We identified and evaluated all randomized controlled trials (RCTs) and quasi-randomized trials to assess the effects of intranasal fentanyl (INF) versus alternative analgesic interventions in children with acute pain, with respect to reduction in pain score, occurrence of adverse events, patient tolerability, use of "rescue analgesia," patient/parental satisfaction and patient mortality.
We searched the Cochrane Central Register of Controlled Trials (CENTRAL) (2014, Issue 1); MEDLINE (Ovid SP, from 1995 to January 2014); EMBASE (Ovid SP, from 1995 to January 2014); the Cumulative Index to Nursing and Allied Health Literature (CINAHL) (EBSCO Host, from 1995 to January 2014); the Latin American and Caribbean Health Science Information Database (LILACS) (BIREME, from 1995 to January 2014); Commonwealth Agricultural Bureaux (CAB) Abstracts (from 1995 to January 2014); the Institute for Scientific Information (ISI) Web of Science (from 1995 to January 2014); BIOSIS Previews (from 1995 to January 2014); the China National Knowledge Infrastructure (CNKI) (from 1995 to January 2014); International Standard Randomized Controlled Trial Number (ISRCTN) (from 1995 to January 2014); ClinicalTrials.gov (from 1995 to January 2014); and the International Clinical Trials Registry Platform (ICTRP) (to January 2014).
We included RCTs comparing INF versus any other pharmacological/non-pharmacological intervention for the treatment of children in acute pain (aged < 18 years).
Two independent review authors assessed each title and abstract for relevance. Full copies of all studies that met the inclusion criteria were retrieved for further assessment. Mean difference (MD), odds ratio (OR) and 95% confidence interval (CI) were used to measure effect sizes. Two review authors independently assessed and rated the methodological quality of each trial using the tool of The Cochrane Collaboration to assess risk of bias, as per Chapter 8 of the Cochrane Handbook for Systematic Reviews of Interventions.

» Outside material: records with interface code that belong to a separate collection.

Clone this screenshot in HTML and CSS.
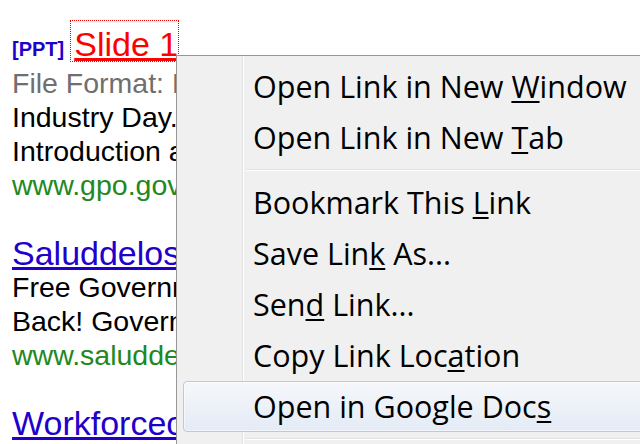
FILE: index.html
```html
<!DOCTYPE html>
<html lang="en">
<head>
    <meta charset="UTF-8">
    <meta name="viewport" content="width=device-width, initial-scale=1.0">
    <title>Search results - context menu</title>
    <link rel="stylesheet" href="styles.css">
</head>
<body>
    <div class="results">
        <div class="result">
            <div class="title"><span class="filetype">[PPT]</span><a class="link focused" href="#">Slide 1</a></div>
            <div class="line meta">File Format: Microsoft</div>
            <div class="line">Industry Day. GPO</div>
            <div class="line">Introduction and</div>
            <div class="line url">www.gpo.gov/pro</div>
        </div>

        <div class="result">
            <div class="title"><a class="link" href="#">Saluddelosninos</a></div>
            <div class="line">Free Government</div>
            <div class="line">Back! Government</div>
            <div class="line url">www.saluddelos</div>
        </div>

        <div class="result">
            <div class="title"><a class="link" href="#">Workforcecenter</a></div>
        </div>
    </div>

    <ul class="context-menu">
        <li class="item">Open Link in New <u>W</u>indow</li>
        <li class="item">Open Link in New <u>T</u>ab</li>
        <li class="separator"></li>
        <li class="item">Bookmark This <u>L</u>ink</li>
        <li class="item">Save Lin<u>k</u> As...</li>
        <li class="item">Sen<u>d</u> Link...</li>
        <li class="item">Copy Link Loc<u>a</u>tion</li>
        <li class="item active">Open in Google Doc<u>s</u></li>
        <li class="separator"></li>
    </ul>
</body>
</html>
```

FILE: styles.css
```css
html, body {
    margin: 0;
    height: 100%;
}
body {
    background-color: #FFF;
    font-family: "Liberation Sans", Arial, sans-serif;
    color: #000;
    overflow: hidden;
}
.results {
    padding: 20px 0 0 12px;
}
.result {
    margin-bottom: 34px;
    white-space: nowrap;
}
.title {
    font-size: 34px;
    line-height: 34px;
}
.filetype {
    font-size: 20px;
    font-weight: bold;
    color: #2200CC;
    margin-right: 6px;
}
.link {
    color: #2200CC;
    text-decoration: underline;
}
.link.focused {
    display: inline-block;
    color: #FF0000;
    line-height: 33px;
    padding: 7px 0 0 3px;
    border: 1px dotted #FF0000;
}
.line {
    font-size: 28.5px;
    line-height: 34px;
}
.meta {
    color: #6F6F6F;
}
.url {
    color: #228822;
}

/* context menu sits over the page */
.context-menu {
    position: absolute;
    left: 176px;
    top: 55px;
    width: 470px;
    height: 400px;
    margin: 0;
    padding: 5px 0 0 0;
    list-style: none;
    border: 1px solid #979797;
    background:
        linear-gradient(to right, transparent 65px, #E2E3E3 65px, #E2E3E3 66px, #FFF 66px, #FFF 67px, transparent 67px),
        #F0F0F0;
    font-family: "Open Sans", "Noto Sans", sans-serif;
    font-size: 30.5px;
    color: #000;
}
.item {
    height: 51px;
    line-height: 51px;
    margin: 0 3px 0 6px;
    padding-left: 70px;
    white-space: nowrap;
    box-sizing: border-box;
}
.item u {
    text-decoration-thickness: 2px;
    text-underline-offset: 3px;
}
.item.active {
    line-height: 49px;
    padding-left: 69px;
    border: 1px solid #AECCF1;
    border-radius: 4px;
    background: linear-gradient(to bottom, #F5F7FA, #E4EBF6);
    box-shadow: inset 0 0 0 1px rgba(255, 255, 255, 0.5);
}
.separator {
    height: 1px;
    margin: 6px 0 6px 69px;
    background-color: #E2E3E3;
    border-bottom: 1px solid #FFF;
}
```
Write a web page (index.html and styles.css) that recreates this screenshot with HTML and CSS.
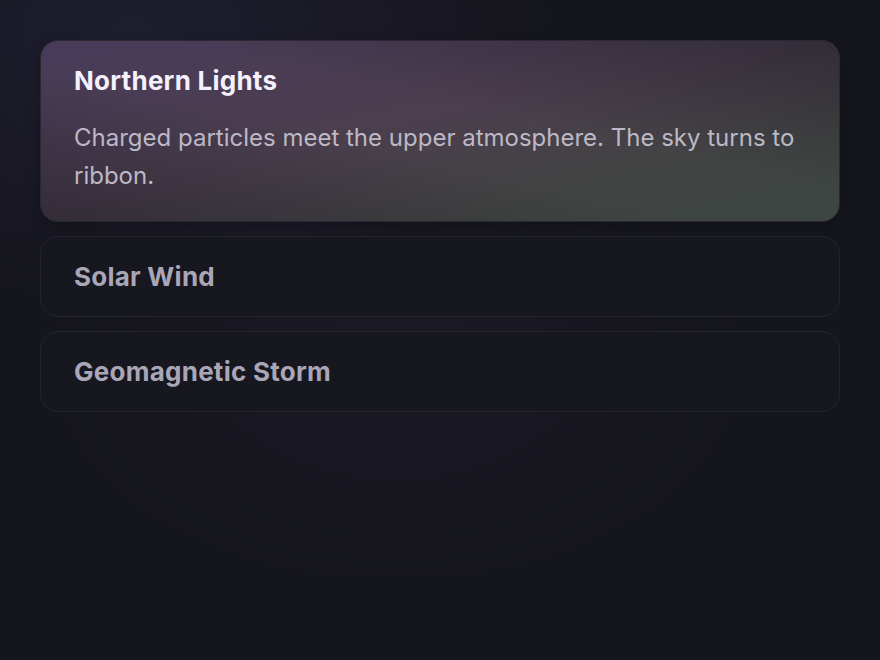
FILE: index.html
```html
<!DOCTYPE html>
<html lang="en">
<head>
<meta charset="utf-8">
<title>Aurora</title>
<link rel="stylesheet" href="styles.css">
</head>
<body>
<main class="list">
  <section class="card card--open">
    <h2 class="card-title">Northern Lights</h2>
    <p class="card-body">Charged particles meet the upper atmosphere. The sky turns to ribbon.</p>
  </section>
  <section class="card">
    <h2 class="card-title">Solar Wind</h2>
  </section>
  <section class="card">
    <h2 class="card-title">Geomagnetic Storm</h2>
  </section>
</main>
</body>
</html>
```

FILE: styles.css
```css
html, body {
  margin: 0;
  padding: 0;
  height: 100%;
}
body {
  font-family: Inter, "Noto Sans", sans-serif;
  background-color: #15151d;
  background-image:
    radial-gradient(ellipse 70% 60% at 15% 5%, rgba(40, 38, 62, 0.5), transparent 70%),
    radial-gradient(ellipse 60% 50% at 45% 55%, rgba(32, 30, 46, 0.45), transparent 70%);
}
.list {
  padding: 40px;
  display: flex;
  flex-direction: column;
  gap: 14px;
}
.card {
  border: 1px solid #24242f;
  border-radius: 18px;
  background: #17171f;
  padding: 25px 32px 24px 33px;
}
.card-title {
  margin: 0;
  font-size: 26px;
  line-height: 30px;
  font-weight: 700;
  color: #a9a6b7;
  letter-spacing: 0.25px;
}
.card--open {
  border-color: #2a2933;
  background-color: #2e2b34;
  background-image:
    linear-gradient(to top right, rgba(28, 26, 36, 0.5) 0%, rgba(28, 26, 36, 0) 42%, rgba(28, 26, 36, 0) 58%, rgba(28, 26, 36, 0.5) 100%),
    linear-gradient(to bottom right, #483b5b 0%, #4b3e4d 45%, #424443 75%, #3c4644 100%);
  box-shadow: 0 4px 14px rgba(0, 0, 0, 0.2);
  padding-bottom: 27px;
}
.card--open .card-title {
  color: #f4f0fc;
}
.card-body {
  margin: 23px 0 0;
  font-size: 24px;
  line-height: 37.5px;
  color: #bdb8c7;
}
```
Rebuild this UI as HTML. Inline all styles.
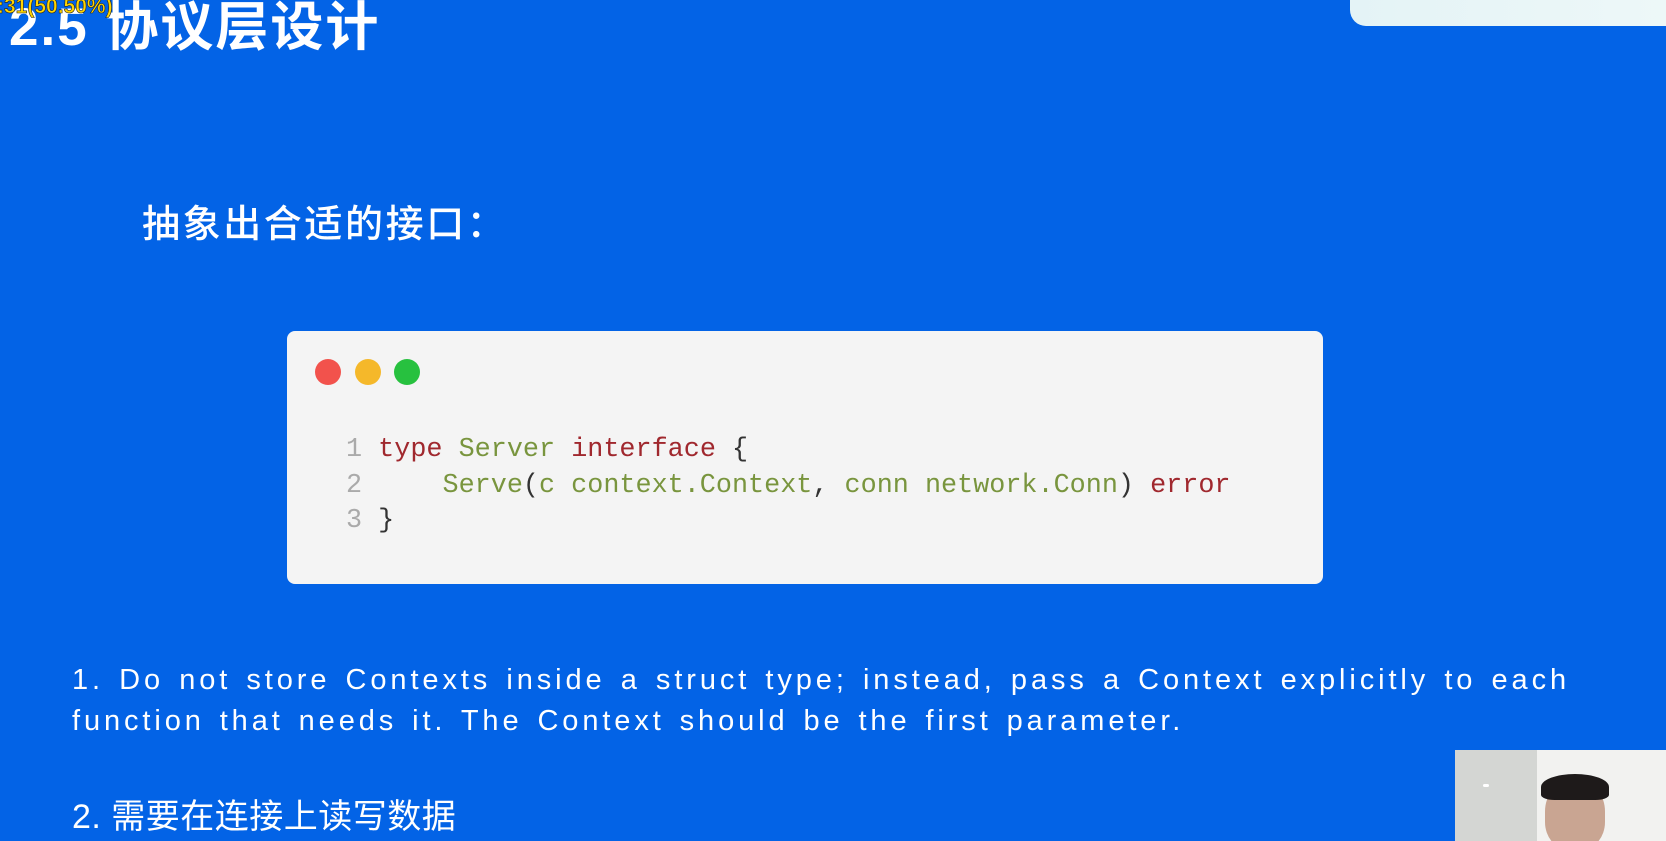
<!DOCTYPE html>
<html><head><meta charset="utf-8">
<style>
html,body{margin:0;padding:0;}
body{width:1666px;height:841px;overflow:hidden;background:#0363e6;position:relative;font-family:"Liberation Sans","Noto Sans CJK SC",sans-serif;color:#fff;}
.abs{position:absolute;}
#tag{left:-3px;top:-4px;font-size:21px;line-height:21px;color:#ffd400;font-weight:bold;-webkit-text-stroke:0.6px #222;}
#title{left:9px;top:-3px;font-size:53px;font-weight:bold;line-height:62px;letter-spacing:2px;}
#topbox{left:1350px;top:-20px;width:340px;height:46px;border-radius:16px;background:linear-gradient(90deg,#e4f3f6,#eef8f8);}
#sub{left:142px;top:201px;font-size:38px;line-height:48px;letter-spacing:2.6px;font-weight:500;}
#card{left:287px;top:331px;width:1036px;height:253px;background:#f4f4f4;border-radius:8px;}
.dot{position:absolute;top:359px;width:26px;height:26px;border-radius:50%;}
#code{left:346px;top:433px;font-family:"Liberation Mono",monospace;font-size:26.8px;line-height:35.5px;white-space:pre;color:#333;}
.n{color:#aaa;}
.k{color:#a0282e;}
.g{color:#79953e;}
.p{left:72px;font-size:29px;line-height:41px;white-space:nowrap;letter-spacing:3.9px;}
#p1a{top:660px;width:1498px;text-align:justify;text-align-last:justify;}
#p1b{top:701px;word-spacing:3px;}
#p2{left:72px;top:795px;font-size:34px;line-height:44px;letter-spacing:0.5px;}
#cam{left:1455px;top:750px;width:211px;height:91px;background:#f2f2f0;overflow:hidden;}
</style></head><body>
<div id="topbox" class="abs"></div>
<div id="title" class="abs">2.5 协议层设计</div>
<div id="tag" class="abs">:31(50.50%)</div>
<div id="sub" class="abs">抽象出合适的接口：</div>
<div id="card" class="abs"></div>
<div class="dot" style="left:315px;background:#f2524c"></div>
<div class="dot" style="left:355px;background:#f5b82a"></div>
<div class="dot" style="left:394px;background:#27c13f"></div>
<div id="code" class="abs"><span class="n">1 </span><span class="k">type</span> <span class="g">Server</span> <span class="k">interface</span> {
<span class="n">2 </span>    <span class="g">Serve</span>(<span class="g">c context.Context</span>, <span class="g">conn network.Conn</span>) <span class="k">error</span>
<span class="n">3 </span>}</div>
<div id="p1a" class="abs p">1. Do not store Contexts inside a struct type; instead, pass a Context explicitly to each</div>
<div id="p1b" class="abs p">function that needs it. The Context should be the first parameter.</div>
<div id="p2" class="abs">2. 需要在连接上读写数据</div>
<div id="cam" class="abs">
  <div class="abs" style="left:0;top:0;width:82px;height:91px;background:#d4d6d3"></div>
  <div class="abs" style="left:28px;top:34px;width:6px;height:3px;background:#fff;border-radius:3px"></div>
  <div class="abs" style="left:90px;top:30px;width:60px;height:70px;border-radius:45% 45% 40% 40%;background:#c9a592"></div>
  <div class="abs" style="left:86px;top:24px;width:68px;height:26px;border-radius:50% 50% 20% 20%;background:#1e1a1a"></div>
</div>
</body></html>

Three studies (313 participants) met the inclusion criteria. One study compared INF versus intramuscular morphine (IMM); another study compared INF versus intravenous morphine (IVM); and another study compared standard concentration INF (SINF) versus high concentration INF (HINF). All three studies reported a reduction in pain score following INF administration. INF produced a greater reduction in pain score at 10 minutes post administration when compared with IMM (INF group pain score: 1/5 vs IMM group pain score: 2/5; P value 0.014). No other statistically significant differences in pain scores were reported at any other time point. When INF was compared with IVM and HINF, no statistically significant differences in pain scores were noted between treatment arms, before analgesia or at 5, 10, 20 and 30 minutes post analgesia. Specifically, when INF was compared with IVM, both agents were seen to produce a statistically significant reduction in pain score up to 20 minutes post analgesia. No further reduction in pain score was noted after this time. When SINF was compared with HINF, a statistically and clinically significant reduction in pain scores over study time was observed (median decrease for both groups 40 mm, P value 0.000). No adverse events (e.g. opiate toxicity, death) were reported in any study following INF administration. One study described better patient tolerance to INF compared with IMM, which achieved statistical significance. The other studies described reports of a “bad taste” and vomiting with INF. Overall the risk of bias in all studies was considered low.